Gunther Diemant wrote in post #986869:
The greet method is a private method of Object not of MyClass.
Thanks. I didn't realize that Object#methods() returned only public
methods.
So it seems that the def in the block is evaluated in the toplevel scope
(where the block is defined) and not in the MyClass scope.
This is what I've come up with:
def create_class
cl = Class.new
cl.class_eval do
#In this block self=cl because that is
#what class_eval() does
yield #However, the block being yielded to
#doesn't care what the bindings are
#in this block--the block being yielded
#to got its bindings when the block was
#created. (bindings = variable_name/value pairs)
end
return cl
end
#self = main
MyClass = create_class do
#This block takes the bindings present when it was
#created along with it no matter where the block ends up,
#and in the current binding self=main.
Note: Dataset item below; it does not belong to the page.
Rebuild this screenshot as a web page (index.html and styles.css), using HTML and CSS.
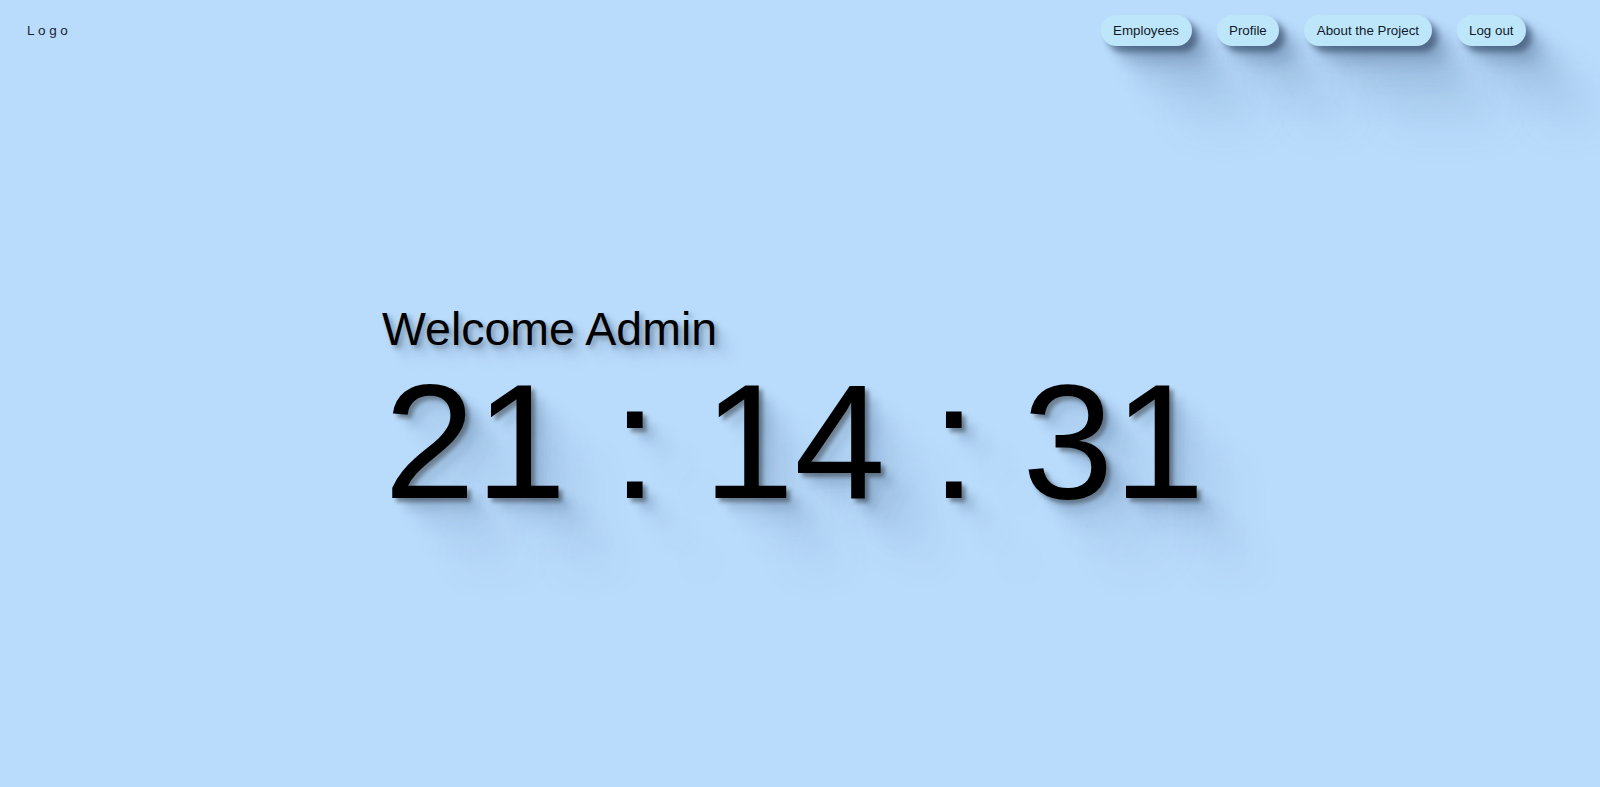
FILE: index.html
```html
<!DOCTYPE html>
<html lang="en">
<head>
<meta charset="utf-8">
<title>Dashboard</title>
<link rel="stylesheet" href="styles.css">
</head>
<body>
  <header class="topbar">
    <div class="logo">Logo</div>
    <nav class="nav">
      <button class="nav-btn">Employees</button>
      <button class="nav-btn">Profile</button>
      <button class="nav-btn">About the Project</button>
      <button class="nav-btn">Log out</button>
    </nav>
  </header>
  <main class="main">
    <section class="greeting">
      <h1 class="welcome">Welcome Admin</h1>
      <div class="clock">21 : 14 : 31</div>
    </section>
  </main>
</body>
</html>
```
FILE: styles.css
```css
html, body {
  margin: 0;
  padding: 0;
}
body {
  background: #badcfc;
  font-family: "Liberation Sans", Arial, sans-serif;
  color: #000;
  height: 787px;
  overflow: hidden;
}
.topbar {
  display: flex;
  justify-content: space-between;
  align-items: center;
  height: 60px;
  padding: 0 74px 0 27px;
}
.logo {
  font-size: 13.5px;
  letter-spacing: 3.6px;
  color: #1b2232;
}
.nav {
  display: flex;
  gap: 25px;
}
.nav-btn {
  font-family: "Liberation Sans", Arial, sans-serif;
  font-size: 13.333px;
  line-height: 15px;
  color: #111a28;
  background: #bee6fb;
  border: none;
  border-radius: 16px;
  padding: 8px 12.5px;
  box-shadow: 6px 6px 6px rgba(20, 40, 70, 0.5),
              16px 16px 14px rgba(30, 55, 90, 0.22),
              30px 30px 24px rgba(30, 60, 100, 0.15),
              50px 52px 35px rgba(30, 60, 100, 0.11),
              78px 80px 45px rgba(30, 60, 100, 0.08);
}
.main {
  display: flex;
  justify-content: flex-start;
  padding: 246px 0 0 382px;
}
.greeting {
  display: flex;
  flex-direction: column;
  align-items: flex-start;
}
.welcome {
  margin: 0;
  font-weight: normal;
  font-size: 46.5px;
  line-height: 46px;
  text-shadow: 3px 3px 5px rgba(0, 0, 0, 0.3),
               8px 8px 8px rgba(20, 50, 90, 0.15),
               16px 16px 14px rgba(20, 50, 90, 0.1);
}
.clock {
  font-size: 164px;
  line-height: 168px;
  margin-top: 6px;
  margin-left: 2px;
  white-space: pre;
  text-shadow: 4px 4px 4px rgba(0, 0, 0, 0.4),
               12px 12px 10px rgba(20, 50, 90, 0.16),
               24px 24px 18px rgba(20, 50, 90, 0.11),
               42px 44px 28px rgba(20, 50, 90, 0.08),
               66px 72px 40px rgba(20, 50, 90, 0.07);
}
```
Remember
#blocks can see the variable bindings present outside the
#block.
def greet
puts 'hello'
end
end
obj = MyClass.new
obj.send(:greet) #hello
The block isn't executed until the yield, and when yield is finally
called the block sees self=main. def statements create instance methods
in the "current class", and when self is not a class, the current class
ends up being the class of self. Because self=main the current class
for the block is main's class, which is Object, so the def becomes in
instance method of Object. In other words, when that block executes
it's the exact same thing as defining a method in the top-level, and by
ruby dictate top-level methods are private methods of Object.